Riccardo, posto piede a terra, si consulta cogli amici che gli rimangono. E qui cominciano quelle scene, dove si vede il re orgoglioso, leggiero, dispotico, irreflessivo, temperato da quel gran maestro che è la sventura: da quel maestro, che sarebbe tanto utile ai potenti ed ai deboli, se le sue lezioni non fossero sempre dimenticate al momento ch'egli depone la sferza, e s'egli potesse produrre un sol fatto per mille proponimenti. Mirabili scene! Mirabile Shakespeare, se esse sole rimanessero del tuo divino intelletto, che rara cosa non sarebbero tenute! Ma l'intelletto tuo ha potuto tanto trascorrere per le ambagi del cuore umano, che bellezze di questa sfera diventano comuni nelle tue opere.
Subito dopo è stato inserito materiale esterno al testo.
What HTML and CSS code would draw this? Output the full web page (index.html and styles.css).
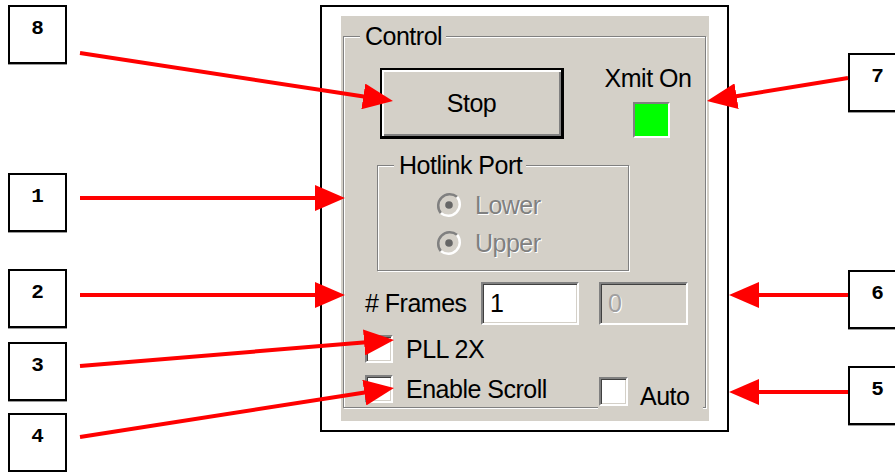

Il carattere del re si è cangiato, o per dir meglio, i casi hanno fatto comparire quello che nel suo carattere v'era di più nascosto e di più profondo. Il corso di questo carattere, i pensieri che dall'annunzio della disgrazia fino allo sbarco sono succeduti nella sua mente, s'indovinano quasi, e certo la storia, direi così, dell'animo di Riccardo, abbraccia più di qualche ora. Questa situazione poteva trattarsi, a quello ch'io vi posso scorgere, in tre modi: o tralasciare questo rivolgimento d'animo prodotto dal rivolgimento della fortuna; o ristringerne e menomarne i segni, in modo che non richiedesse più spazio di qualche ora; o supporre il tempo che non è rappresentato, e dare il carattere compiuto. Quale di questi tre modi abbia eletto Shakespeare, ognuno il vede; e come io spero, ognuno vede ch'egli ha fatto ottimamente.